The final paragraph of our article turns a corner to consider the implications of our criticisms of Kojonen’s model:

[W]e bring this article to a close on a poignant note: Kojonen’s model may have devastating implications for mainstream evolutionary theory. Recall that the heart of his proposal is that evolution needs design (in the form of fine-tuned preconditions). Evolution on its own is insufficient to produce flora and fauna. But if we are correct that Kojonen’s conception and justification of design are flawed, then it follows — by his own lights — that evolution is impotent to explain biological complexity. Kojonen’s own account of the efficacy of evolution depends upon the success of his case for design. But if the latter stumbles, then so does the former. In a startling way, Kojonen has set the table for the rejection of evolution. If he has failed to make his case for design, then he has left readers with strong reasons to abandon mainstream evolutionary theory. The full implications of this striking result warrant further exploration.
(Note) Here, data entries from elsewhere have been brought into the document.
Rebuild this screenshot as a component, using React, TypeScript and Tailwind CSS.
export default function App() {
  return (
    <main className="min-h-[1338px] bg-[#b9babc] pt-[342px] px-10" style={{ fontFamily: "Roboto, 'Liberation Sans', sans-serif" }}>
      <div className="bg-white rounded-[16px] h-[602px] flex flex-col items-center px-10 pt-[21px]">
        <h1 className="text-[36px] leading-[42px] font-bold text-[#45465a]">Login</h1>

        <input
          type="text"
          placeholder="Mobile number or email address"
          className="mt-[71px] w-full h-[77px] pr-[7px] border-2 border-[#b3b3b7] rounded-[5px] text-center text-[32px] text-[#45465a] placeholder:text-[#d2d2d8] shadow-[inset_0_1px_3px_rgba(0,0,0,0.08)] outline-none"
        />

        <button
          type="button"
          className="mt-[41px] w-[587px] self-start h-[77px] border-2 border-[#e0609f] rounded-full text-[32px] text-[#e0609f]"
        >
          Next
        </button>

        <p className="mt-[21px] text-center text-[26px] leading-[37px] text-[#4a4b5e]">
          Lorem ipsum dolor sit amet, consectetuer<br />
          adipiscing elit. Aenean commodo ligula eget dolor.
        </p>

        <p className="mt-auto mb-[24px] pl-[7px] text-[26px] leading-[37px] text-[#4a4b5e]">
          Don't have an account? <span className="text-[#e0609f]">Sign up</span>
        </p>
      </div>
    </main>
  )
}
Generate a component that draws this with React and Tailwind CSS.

In a final post in this series, Casey Luskin and I will explore some of these deeper implications.

Notes

  1. Strictly speaking, Kojonen’s attempt to harmonize “design” and “evolution” does not per se require fine-tuned preconditions. He argues, for example, that his model is compatible with divinely guided mutations. (See, for example, Kojonen’s response to David Glass in Kojonen, “Response: The Compatibility of Evolution and Design,” Zygon 57 (2022): 1024–36.) Be that as it may, in CED, Kojonen strongly emphasizes fine-tuned preconditions (CED, p. 63-68, 119-33, 156-74). This is the centerpiece of his model. Yet insofar as this conception fails, it’s not clear that Kojonen succeeds at showing how “design” and “evolution” are compatible. And surely this is a desideratum: whether “design” and “evolution” are reconcilable is closely tied to how they are to be reconciled. Second, if his model allows direct divine tinkering with mutations, it’s also unclear that his view of evolution is consistent with “mainstream” evolutionary theory. As such, it’s unclear that his model reconciles mainstream evolution with design. Third, even setting aside these two criticisms, Kojonen’s model, in its various conceptualizations, does not seem to escape our deeper epistemological concerns, which we describe below.
  2. Given the lack of empirical evidence favorable to Kojonen’s account of design (in the form of fine-tuned preconditions), his account does little to fend off the claim that evolution provides a defeater for design arguments (or beliefs) in biology. 
  3. To be sure, Kojonen takes evolutionary theory as a given and, thus, presupposes that an evolutionary account of the origin of the bacterial flagellum is correct. He is entitled to this assumption, of course. But it seems odd to claim, as he does, that the bacterial flagellum counts as evidence of design while, at the same time, ignoring the very type of design that it displays. Doing so seems to require either selectively ignoring empirical evidence or attempting to join “design” and “evolution” in a case where the two are actually in tension.